Tuesday, August 4, 2009

Bomber's Notebook, Part 2 - The Ticking Clock

In my previous post, I detailed the first chapter of Link's adventures through time in The Legend of Zelda: Majora's Mask. Here's chapter 2! For more discussion about this game (from a lot of interesting people), check out The Vintage Game Club.

Since the game's core mechanic revolves around the three-day time limit, it goes without saying that time is an ever-present factor in Majora's Mask. Its predecessor, Ocarina of Time, focused on the protagonist's journey seven years into the future, and the stark contrast between the whimsical world of his childhood and the dark realities of his adulthood. The game required Link to travel through time to save the world. A few puzzles required him to travel back in time and "change the past" (an illusion of some cleverly scripted events). In this case, "time" empowered and enabled Link.
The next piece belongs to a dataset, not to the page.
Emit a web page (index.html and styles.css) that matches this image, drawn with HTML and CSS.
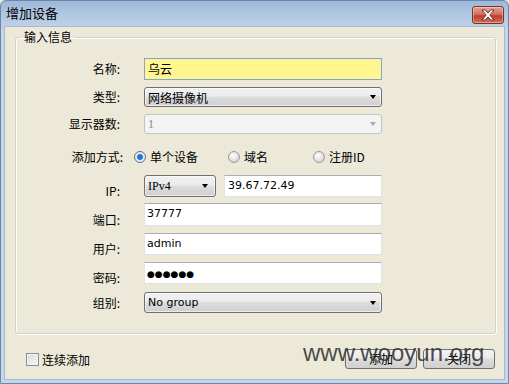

In Majora's Mask, time is an inhibitor. Link can manipulate time in this game just as he could in Ocarina, but he does so only to put off the inevitable. Instead of leaping forward in time to cheat his way into a life he shouldn't be experiencing yet, Link loops time to avoid a near-future he knows is coming and desperately wants to avoid. He has to make as much progress as he can within the three-day time limit in order to reach a preservable milestone, i.e. defeating a boss or learning a song. A countdown clock resides at the bottom of the screen, always reminding the player of the world's impending doom. Time is not on Link's side, and the limitations it imposes can sometimes feel crippling.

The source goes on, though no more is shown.